News

Kapolri Diminta Tindak Tegas Ancaman Peneliti BRIN Terhadap Muhammadiyah

Ketua Badan Pengurus Setara Institute Jakarta, Ismail Hasani, mendesak Kepala Kepolisian Republik Indonesia (Kapolri) Jenderal Listyo Sigit Prabowo untuk segera menangani ancaman yang diungkapkan oleh Peneliti Badan Riset Inovasi Nasional (BRIN), Andi Pangerang Hasanuddin, terhadap Muhammadiyah. Ismail menegaskan dalam pernyataan resminya pada Selasa (25/4/2023) bahwa Kapolri harus merespons dan menanggapi peristiwa ini secara cepat dan tepat, termasuk mengatasi laporan yang akan diajukan oleh beberapa pihak.

“Setara Institute mendesak Kapolri untuk merespons dan menyikapi secara cepat dan tepat peristiwa ini, termasuk merespons secara presisi sejumlah laporan yang akan dilayangkan oleh beberapa pihak,” tegas Ismail dalam keterangan resminya yang diterima inilah.com di Jakarta, Selasa (25/4/2023).

Menurut Ismail, jika tindakan seperti ini dibiarkan, akan terjadi normalisasi kebencian dan pluralisme represif. Ia menambahkan bahwa AP Hasanuddin telah memicu kebencian antar umat beragama dengan pernyataannya yang mengancam pembunuhan. Ismail juga menyebut bahwa pernyataan ini mendukung pernyataan provokatif Professor BRIN Thomas Djamaludin.

“Yang juga rutin menyebarkan pendapat terkait perbedaan penetapan Hari Raya Idul Fitri, tetapi sangat tendensius dan sinikal pada ijtihad Muhammadiyah,” lanjutnya.

Meski AP Hasanuddin telah meminta maaf, Ismail berpendapat bahwa perbuatannya telah memenuhi unsur pidana, termasuk penghasutan, ujaran kebencian, dan dampak yang menimbulkan kegaduhan. Menurut Ismail, pernyataan tersebut bukanlah kebebasan berpendapat atau kebebasan bagi seorang peneliti, melainkan menunjukkan ketidakmampuan Hasanuddin dalam menerima perbedaan dan keberagaman.

“Inilah salah satu filosofi mengapa ujaran kebencian, diskriminasi, penghasutan kemudian dikualifikasi sebagai tindak pidana,” imbuh dia.

Setara Institute telah mengenalkan istilah “condoning”, yaitu pernyataan pejabat publik yang berpotensi menimbulkan kebencian terhadap kelompok tertentu dan kekerasan. Ismail mengatakan bahwa condoning secara etis merupakan pelanggaran serius, meskipun belum dikualifikasi sebagai tindak pidana.

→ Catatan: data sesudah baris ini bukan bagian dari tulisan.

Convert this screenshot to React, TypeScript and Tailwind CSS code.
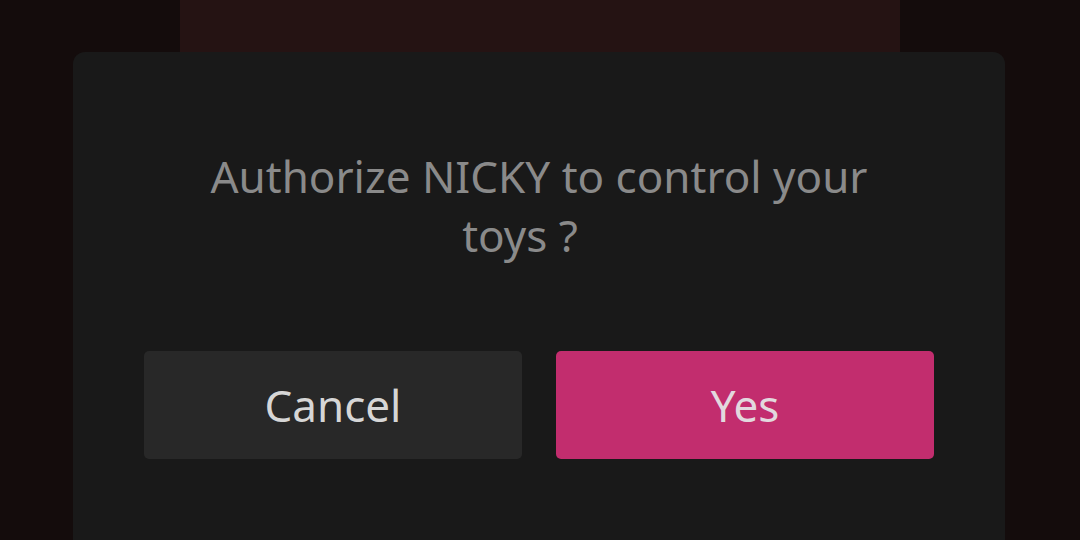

Kontroversi ini bermula dari perbedaan penetapan 1 Syawal 1444 Hijriah yang ramai diperbincangkan di media sosial. Andi Pangerang Hasanuddin, diduga peneliti BRIN, berkomentar di tautan yang ditulis oleh peneliti BRIN lainnya, Thomas Djamaluddin, dengan nada sinis dan ancaman terhadap warga Muhammadiyah.

Thomas Djamaluddin awalnya mengomentari bahwa Muhammadiyah tidak taat pada keputusan pemerintah karena berbeda penetapan Lebaran 2023. Tautan dari Thomas kemudian dikomentari oleh Andi Pangerang Hasanuddin dengan akun Facebook Ap Hasanuddin yang bernada sinis dan mengancam warga Muhammadiyah.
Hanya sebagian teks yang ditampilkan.